▸ **DESCRIPTION OF THE TASK**: From the entries that follow, pick out all lines holding "styled".

▸ **RECORD LIST**:

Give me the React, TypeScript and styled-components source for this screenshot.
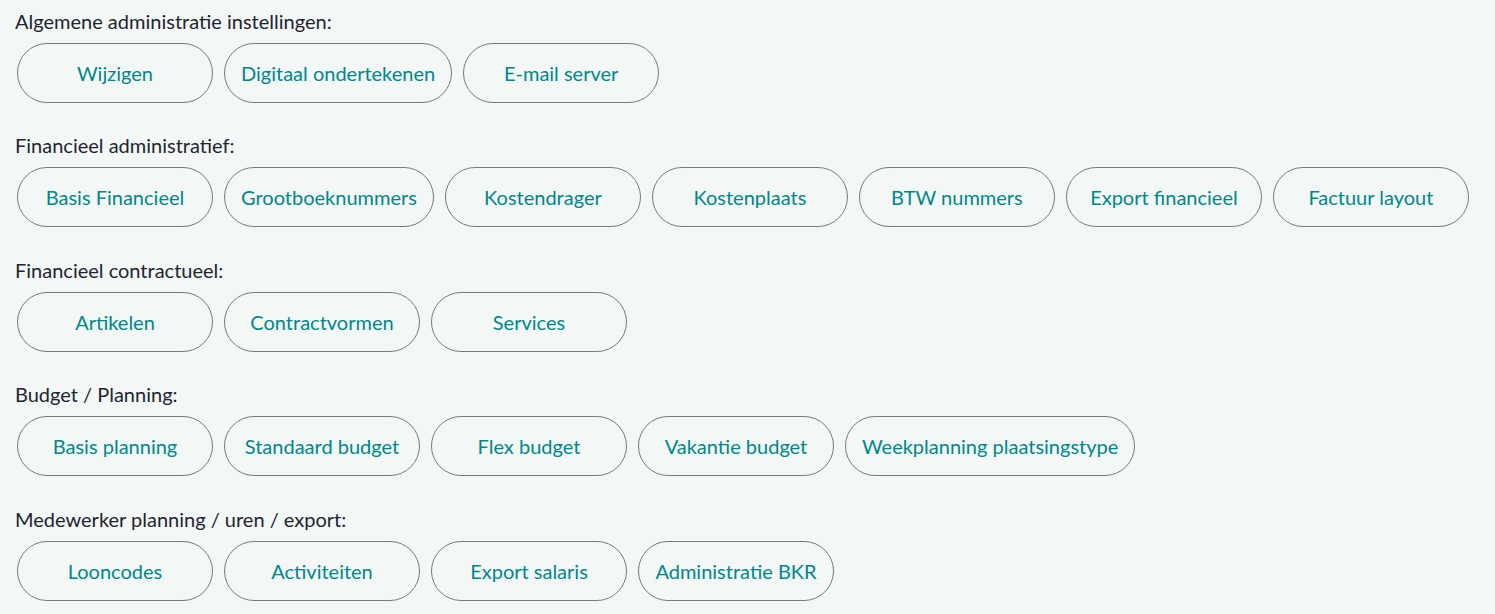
import React from "react";
import styled, { createGlobalStyle } from "styled-components";

const GlobalStyle = createGlobalStyle`
  html, body {
    margin: 0;
    padding: 0;
    background: #f3f8f6;
  }
  body {
    font-family: Lato, "Open Sans", sans-serif;
  }
`;

const Page = styled.div`
  padding: 9px 0 0 15px;
  display: flex;
  flex-direction: column;
  gap: 30px;
`;

const Section = styled.section`
  display: flex;
  flex-direction: column;
  gap: 10px;

  &:nth-child(odd):not(:first-child) {
    margin-top: 1px;
  }
`;

const Label = styled.div`
  font-size: 20px;
  line-height: 24px;
  color: #1e2430;
`;

const ButtonRow = styled.div`
  display: flex;
  flex-wrap: wrap;
  gap: 11px;
  padding-left: 2px;
`;

const PillButton = styled.button`
  box-sizing: border-box;
  min-width: 196px;
  height: 60px;
  padding: 0 16px;
  border: 1px solid #7a7a7a;
  border-radius: 30px;
  background: transparent;
  color: #00878a;
  font-family: Lato, "Open Sans", sans-serif;
  font-size: 20px;
  cursor: pointer;
`;

const sections: { title: string; items: string[] }[] = [
  {
    title: "Algemene administratie instellingen:",
    items: ["Wijzigen", "Digitaal ondertekenen", "E-mail server"],
  },
  {
    title: "Financieel administratief:",
    items: [
      "Basis Financieel",
      "Grootboeknummers",
      "Kostendrager",
      "Kostenplaats",
      "BTW nummers",
      "Export financieel",
      "Factuur layout",
    ],
  },
  {
    title: "Financieel contractueel:",
    items: ["Artikelen", "Contractvormen", "Services"],
  },
  {
    title: "Budget / Planning:",
    items: [
      "Basis planning",
      "Standaard budget",
      "Flex budget",
      "Vakantie budget",
      "Weekplanning plaatsingstype",
    ],
  },
  {
    title: "Medewerker planning / uren / export:",
    items: ["Looncodes", "Activiteiten", "Export salaris", "Administratie BKR"],
  },
];

export default function App() {
  return (
    <>
      <GlobalStyle />
      <Page>
        {sections.map((s) => (
          <Section key={s.title}>
            <Label>{s.title}</Label>
            <ButtonRow>
              {s.items.map((it) => (
                <PillButton key={it}>{it}</PillButton>
              ))}
            </ButtonRow>
          </Section>
        ))}
      </Page>
    </>
  );
}
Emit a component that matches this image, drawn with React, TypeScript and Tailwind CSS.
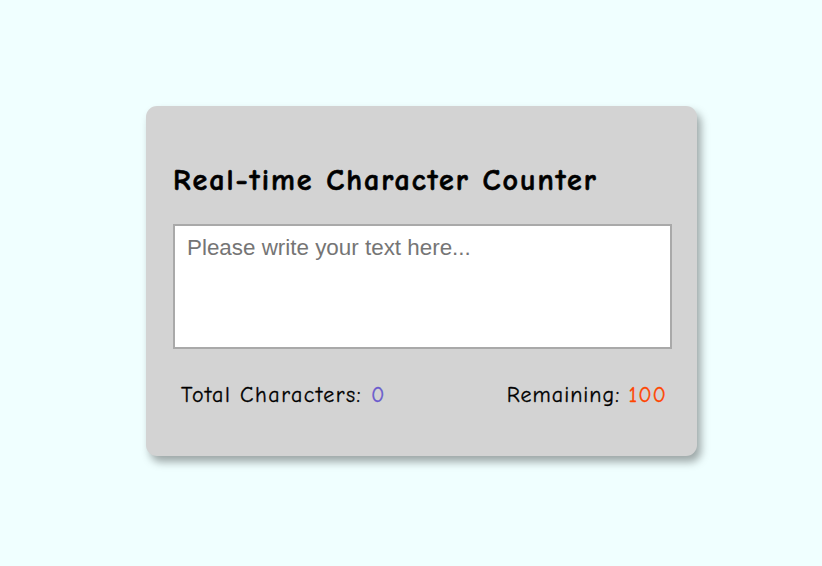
import { useState } from 'react';

const LIMIT = 100;

export default function App() {
  const [text, setText] = useState('');
  const remaining = LIMIT - text.length;

  return (
    <div className="flex min-h-[566px] items-center justify-center bg-[#f0ffff] pb-[4px] pl-[21px] font-['Comic_Sans_MS','Comic_Neue',cursive]">
      <div className="w-[551px] rounded-[11px] bg-[#d3d3d3] pb-[46px] pl-[27px] pr-[25px] pt-[57px] shadow-[4px_6px_9px_rgba(0,0,0,0.35)]">
        <h2 className="mb-[25px] text-[30px] font-bold leading-[36px] tracking-[2px] text-black [-webkit-text-stroke:0.6px_black]">
          Real-time Character Counter
        </h2>
        <textarea
          value={text}
          maxLength={LIMIT}
          onChange={(e) => setText(e.target.value)}
          placeholder="Please write your text here..."
          className="block h-[125px] w-full resize-none border-2 border-[#a9a9a9] bg-white px-[12px] py-[8px] font-['Liberation_Sans',Arial,sans-serif] text-[22.4px] leading-[27px] outline-none placeholder:text-[#757575]"
        />
        <div className="mt-[31px] flex justify-between pl-[8px] pr-[5px] text-[22px] leading-[30px] tracking-[1.5px] text-black [-webkit-text-stroke:0.3px_black]">
          <p>
            Total Characters: <span className="text-[#6a5acd] [-webkit-text-stroke:0.3px_#6a5acd]">{text.length}</span>
          </p>
          <p className="tracking-[1px]">
            Remaining: <span className="text-[#ff4500] [-webkit-text-stroke:0.3px_#ff4500]">{remaining}</span>
          </p>
        </div>
      </div>
    </div>
  );
}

▸ **RESULT OF THIS TASK**:
Give me the React, TypeScript and styled-components source for this screenshot.
import styled, { createGlobalStyle } from "styled-components";
const Page = styled.div`
const Section = styled.section`
const Label = styled.div`
const ButtonRow = styled.div`
const PillButton = styled.button`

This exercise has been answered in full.